= Triad United Aces =

The Triad United Aces are a USASA women's soccer team based in North Carolina that have made repeated appearances in USASA national tournaments.

==Tournament results==

===2007===
The Aces participated in the 2007 National Women's Amateur and made it all the way to the final, where they ultimately lost to the New York Athletic Club by a score of 2-4.

===2008===
The Aces failed to qualify for the 2008 National Women's Amateur. In Region III qualifying, the Aces beat the Houston Challengers 4-3 before losing to the Turbo D'Feeters 1-5 the next day. The D'Feeters would go on to win the Amateur title.

| Team | Pts | W | D | L | GF | GA | GD |
|---|---|---|---|---|---|---|---|
| Turbo D'Feeters | 6 | 2 | 0 | 0 | 7 | 2 | +5 |
| Triad United Aces | 3 | 1 | 0 | 1 | 5 | 8 | -3 |
| Houston Challengers | 0 | 0 | 0 | 2 | 4 | 6 | -2 |

===2009===
The Aces failed to qualify for the 2009 National Women's Cup. In Region III qualifying, the Aces lost to the Houston Challengers 1-3 before beating Lynch's Irish Pub 3-0 two days later.

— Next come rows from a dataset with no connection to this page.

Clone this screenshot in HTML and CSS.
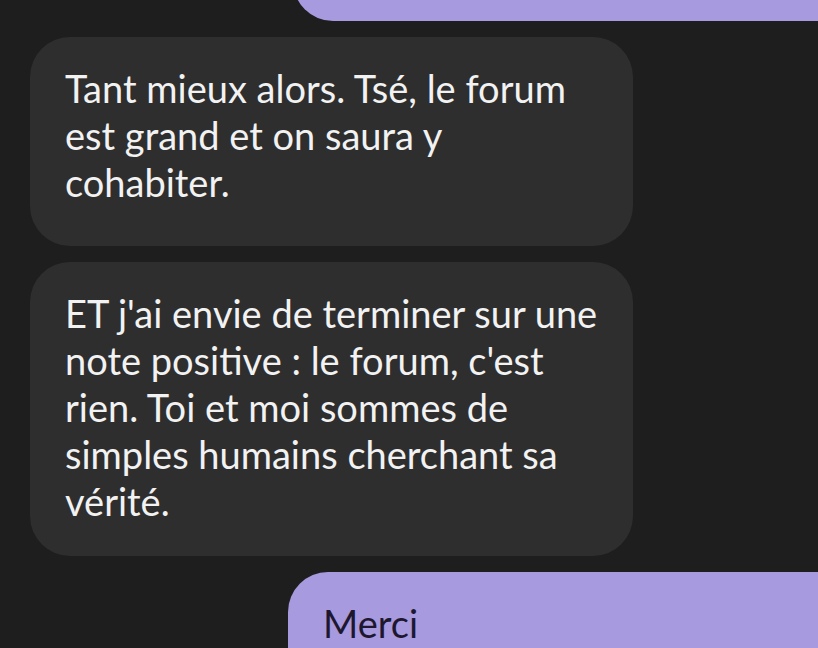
FILE: index.html
```html
<!DOCTYPE html>
<html lang="fr">
<head>
<meta charset="utf-8">
<link rel="stylesheet" href="styles.css">
</head>
<body>
<div class="chat">
  <div class="bubble out out-top"></div>
  <div class="bubble in in-first">Tant mieux alors. Tsé, le forum est grand et on saura y cohabiter.</div>
  <div class="bubble in in-second">ET j'ai envie de terminer sur une note positive : le forum, c'est rien. Toi et moi sommes de simples humains cherchant sa vérité.</div>
  <div class="bubble out out-bottom">Merci</div>
</div>
</body>
</html>
```
FILE: styles.css
```css
html, body {
  margin: 0;
  padding: 0;
  background: #1e1e1e;
  height: 100%;
  overflow: hidden;
}
.chat {
  display: flex;
  flex-direction: column;
  gap: 16px;
  font-family: Lato, "Noto Sans", sans-serif;
  font-weight: 400;
  font-size: 38px;
  line-height: 47px;
}
.bubble {
  box-sizing: border-box;
  border-radius: 40px;
}
.in {
  align-self: flex-start;
  margin-left: 30px;
  width: 603px;
  background: #2e2e2e;
  color: #f2f2f2;
  padding: 28px 35px 34px 35px;
}
.in-first { padding-bottom: 40px; }
.in-second { padding-bottom: 31px; }
.out {
  background: #a89ade;
  color: #1d1830;
  align-self: flex-end;
}
.out-top {
  margin-top: -60px;
  height: 81px;
  width: 525px;
  border-radius: 40px 0 0 40px;
}
.out-bottom {
  width: 530px;
  height: 76px;
  padding: 28px 35px 0 35px;
  border-radius: 40px 0 0 0;
}
```
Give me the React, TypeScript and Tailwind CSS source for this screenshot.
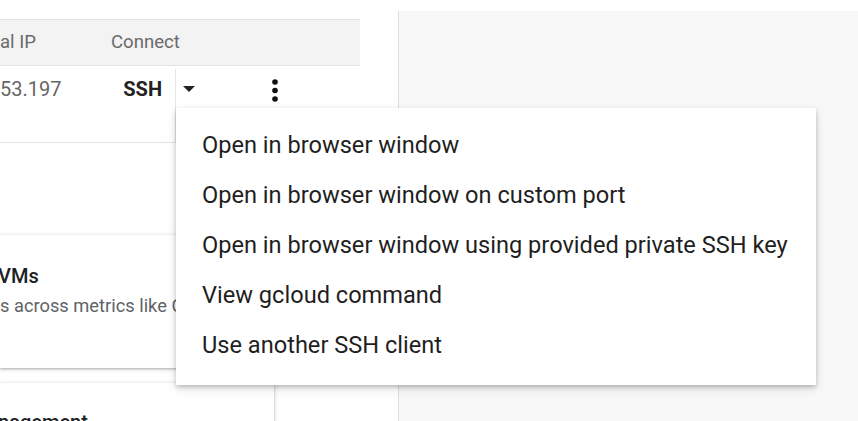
import React from "react";

const menuItems = [
	"Open in browser window",
	"Open in browser window on custom port",
	"Open in browser window using provided private SSH key",
	"View gcloud command",
	"Use another SSH client",
];

const cardShadow =
	"shadow-[0_1px_2px_rgba(60,64,67,0.3),0_1px_4px_1px_rgba(60,64,67,0.15)]";

const App: React.FC = () => {
	return (
		<div className="relative flex w-[858px] h-[421px] overflow-hidden bg-white font-['Roboto',sans-serif]">
			{/* Left: instances table and cards */}
			<div className="w-[398px] shrink-0 pt-[19px]">
				<div className="w-[360px]">
					{/* Header row */}
					<div className="flex items-center h-[47px] bg-[#f3f3f3] border-y border-[#e2e2e2] text-[18.6px] text-[#6b6b6b]">
						<div className="w-[110px]">al IP</div>
						<div className="pl-px">Connect</div>
					</div>
					{/* Instance row */}
					<div className="flex items-start h-[77px] border-b border-[#e2e2e2]">
						<div className="w-[110px] pt-[11px] leading-[24px] text-[20px] text-[#666]">53.197</div>
						<div className="w-[65px] flex justify-end pr-[13px] pt-[11px] leading-[24px] text-[20px] font-bold text-[#222]">
							SSH
						</div>
						<div className="self-stretch mt-[3px] border-l border-[#e6e6e6]" />
						<svg className="ml-[7px] mt-[20px]" width="12" height="6" viewBox="0 0 12 6">
							<polygon points="0,0 12,0 6,6" fill="#222" />
						</svg>
						<svg className="ml-[76px] mt-[12px]" width="8" height="26" viewBox="0 0 8 26">
							<circle cx="4" cy="4" r="2.8" fill="#111" />
							<circle cx="4" cy="12.5" r="2.8" fill="#111" />
							<circle cx="4" cy="21" r="2.8" fill="#111" />
						</svg>
					</div>
				</div>

				{/* Recommendation cards */}
				<div className={`mt-[92px] w-[275px] h-[133px] bg-white ${cardShadow} pt-[29px]`}>
					<div className="-ml-[2px] text-[20px] leading-[24px] font-medium text-[#202124]">VMs</div>
					<div className="mt-[6px] text-[18.3px] leading-[24px] text-[#5f6368] whitespace-nowrap">
						s across metrics like CPU
					</div>
				</div>
				<div className={`mt-[15px] w-[274px] h-[120px] bg-white ${cardShadow} pt-[27px]`}>
					<div className="-ml-[2px] text-[20px] leading-[24px] font-medium text-[#202124]">nagement</div>
				</div>
			</div>

			{/* Right: details panel */}
			<div className="flex-1 mt-[11px] bg-[#f8f8f8] border-l border-[#dedede]" />

			{/* SSH dropdown menu */}
			<div className="absolute left-[176px] top-[108px] w-[640px] h-[277px] py-[13px] bg-white shadow-[0_2px_4px_rgba(0,0,0,0.2),0_4px_10px_rgba(0,0,0,0.12)]">
				{menuItems.map((item) => (
					<div key={item} className="flex items-center h-[50px] pl-[26px] text-[23.6px] text-[#1f1f1f] whitespace-nowrap">
						{item}
					</div>
				))}
			</div>
		</div>
	);
};

export default App;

| Team | Pts | W | D | L | GF | GA | GD |
|---|---|---|---|---|---|---|---|
| Houston Challengers | 6 | 2 | 0 | 0 | 6 | 1 | +5 |
| Triad United Aces | 3 | 1 | 0 | 1 | 4 | 3 | +1 |
| Lynch's Irish Pub | 0 | 0 | 0 | 2 | 0 | 6 | -6 |

===2010===
Region III qualifying for the 2010 National Women's Cup increased from three teams to six, with the other five teams being Dallas Premier, Houston Challengers, AFC Aces, Georgia Cougars, and Louisiana Mudbugs. Play was divided into two groups of three, and once again the Aces finished as runner-up in their group, failing to qualify for the regional final.

===2011===
Three other teams joined the Aces in attempting to qualify for the 2011 National Women's Cup: the AFC Aces, the Central SC Cobras, and FC Austin. The Aces won their semifinal and then beat the AFC Aces to qualify for the national semifinals of the 2011 Women's Cup. In the semifinals, the Aces lost to Sparta United WSC by a score of 0-3.